Everything about “The Black Cat” is completely inexplicable – it is a work of near protean high weirdness, a haunted, desperate, genuinely unstable film in which nothing is easy, nothing is certain, no one is happy, nothing is the way it should be. I know I’m often inclined on this site to talk about my conception of ‘the weirdo horror film’ - well, “The Black Cat” (perhaps in a fifty/fifty split with the next item on our list) can be considered the daddy of them all.

2 comments:

The Vicar of VHS said...

Another great write-up, of another of my favorite films of all time.
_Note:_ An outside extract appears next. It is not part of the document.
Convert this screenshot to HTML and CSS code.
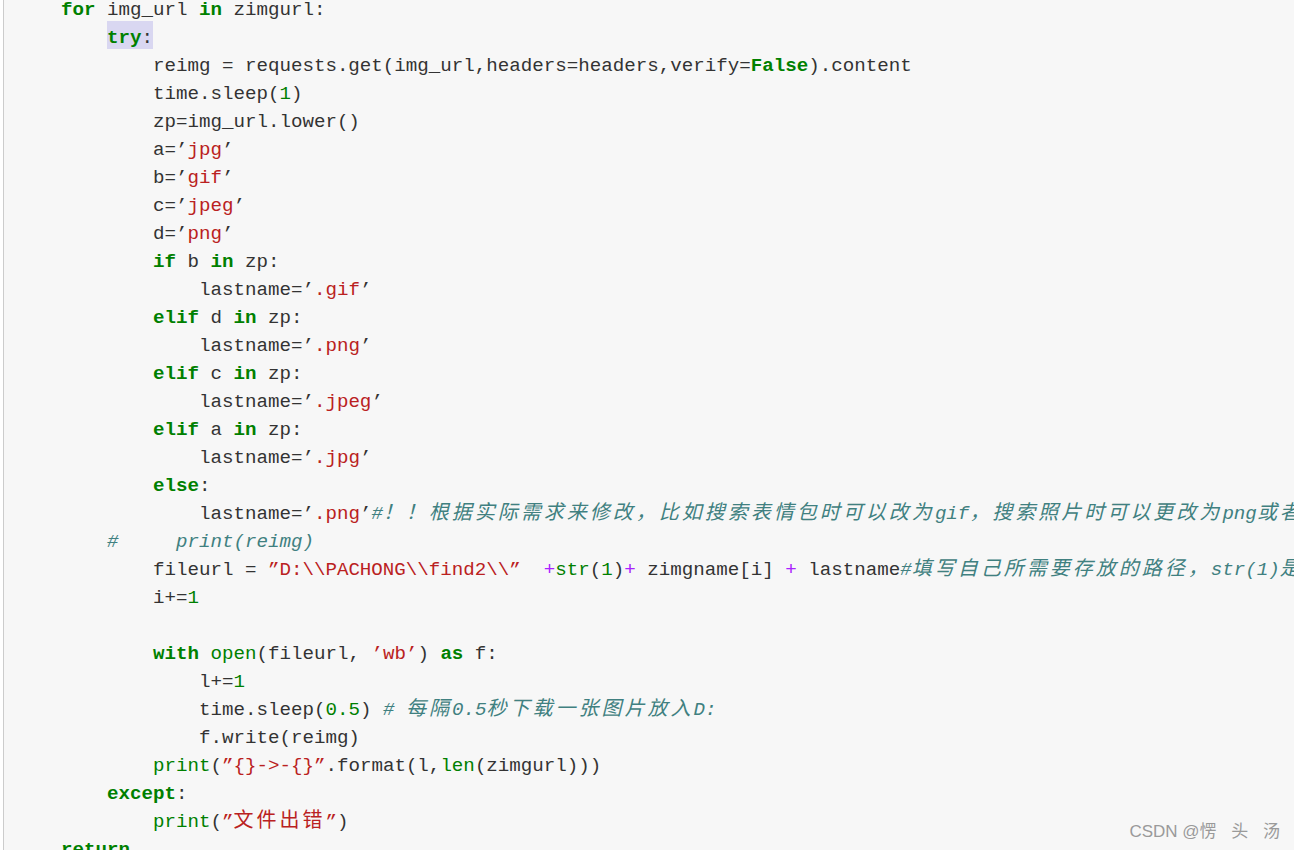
FILE: index.html
```html
<!DOCTYPE html>
<html lang="zh-CN">
<head>
<meta charset="utf-8">
<title>code</title>
<link rel="stylesheet" href="styles.css">
</head>
<body>
<div class="code">
<div class="l">    <span class="k">for</span> img_url <span class="k">in</span> zimgurl:</div>
<div class="l">        <span class="hl"><span class="k">try</span>:</span></div>
<div class="l">            reimg = requests.get(img_url,headers=headers,verify=<span class="k">False</span>).content</div>
<div class="l">            time.sleep(<span class="n">1</span>)</div>
<div class="l">            zp=img_url.lower()</div>
<div class="l">            a=’<span class="s">jpg</span>’</div>
<div class="l">            b=’<span class="s">gif</span>’</div>
<div class="l">            c=’<span class="s">jpeg</span>’</div>
<div class="l">            d=’<span class="s">png</span>’</div>
<div class="l">            <span class="k">if</span> b <span class="k">in</span> zp:</div>
<div class="l">                lastname=’<span class="s">.gif</span>’</div>
<div class="l">            <span class="k">elif</span> d <span class="k">in</span> zp:</div>
<div class="l">                lastname=’<span class="s">.png</span>’</div>
<div class="l">            <span class="k">elif</span> c <span class="k">in</span> zp:</div>
<div class="l">                lastname=’<span class="s">.jpeg</span>’</div>
<div class="l">            <span class="k">elif</span> a <span class="k">in</span> zp:</div>
<div class="l">                lastname=’<span class="s">.jpg</span>’</div>
<div class="l">            <span class="k">else</span>:</div>
<div class="l">                lastname=’<span class="s">.png</span>’<span class="c">#<span class="z">！！根据实际需求来修改，比如搜索表情包时可以改为</span>gif<span class="z">，搜索照片时可以更改为</span>png<span class="z">或者</span>jpg</span></div>
<div class="l">        <span class="c">#     print(reimg)</span></div>
<div class="l">            fileurl = <span class="s">”D:\\PACHONG\\find2\\”</span>  <span class="o">+</span><span class="b">str</span>(<span class="n">1</span>)<span class="o">+</span> zimgname[i] <span class="o">+</span> lastname<span class="c">#<span class="z">填写自己所需要存放的路径，</span>str(1)<span class="z">是文件夹的编号</span></span></div>
<div class="l">            i+=<span class="n">1</span></div>
<div class="l"> </div>
<div class="l">            <span class="k">with</span> <span class="b">open</span>(fileurl, <span class="s">’wb’</span>) <span class="k">as</span> f:</div>
<div class="l">                l+=<span class="n">1</span></div>
<div class="l">                time.sleep(<span class="n">0.5</span>) <span class="c"># <span class="z">每隔</span>0.5<span class="z">秒下载一张图片放入</span>D:</span></div>
<div class="l">                f.write(reimg)</div>
<div class="l">            <span class="b">print</span>(<span class="s">”{}-&gt;-{}”</span>.format(l,<span class="b">len</span>(zimgurl)))</div>
<div class="l">        <span class="k">except</span>:</div>
<div class="l">            <span class="b">print</span>(<span class="s">”<span class="z">文件出错</span>”</span>)</div>
<div class="l">    <span class="k">return</span></div>
</div>
<div class="wm">CSDN @<span class="wm-name">愣 头 汤</span></div>
</body>
</html>
```

FILE: styles.css
```css
html, body {
  margin: 0;
  padding: 0;
}
body {
  background: #ffffff;
  height: 850px;
  overflow: hidden;
  position: relative;
}
.code {
  margin: -4px 0 0 3px;
  border-left: 1px solid #cccccc;
  background: #f7f7f7;
  padding-left: 11px;
  font-family: "Liberation Mono", monospace;
  font-size: 19.17px;
  color: #333333;
  overflow: hidden;
}
.l {
  height: 28px;
  line-height: 28px;
  white-space: pre;
}
.k {
  color: #008000;
  font-weight: bold;
}
.b, .n {
  color: #008000;
}
.s {
  color: #ba2121;
}
.c {
  color: #408080;
  font-style: italic;
}
.o {
  color: #aa22ff;
}
.z {
  font-family: "Noto Sans CJK SC", sans-serif;
  font-size: 20px;
  line-height: 20px;
  letter-spacing: 3px;
}
.hl {
  background: #d9d7f1;
  padding-top: 6px;
}
.wm {
  position: absolute;
  right: 14px;
  bottom: 8px;
  font-family: "Liberation Sans", "Noto Sans CJK SC", sans-serif;
  font-size: 17px;
  color: #9a9a9a;
}
.wm-name {
  word-spacing: 10px;
}
```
It's just so much fun watching Karloff and Lugosi play off each other here, and you're right, the film is NUTS. In absolutely the best way possible.

People I force to watch it who've never seen it before are *still* shocked by the "flaying." And the implied necro/pedophilia of Karloff's character. And everyone is amazed that a movie like this was made when it was made.

Radio Schmaydio said...

Tourneur's the right call, but "The Seventh Victim" is one of the earlier horror movies to revolve around a Satanic cult.

Great write-up, by the way; it is an inexpressibly strange movie. It sticks with you. The fact that Ulmer could make this and Detour for a total budget of probably $83 and a paper of pins is boggling.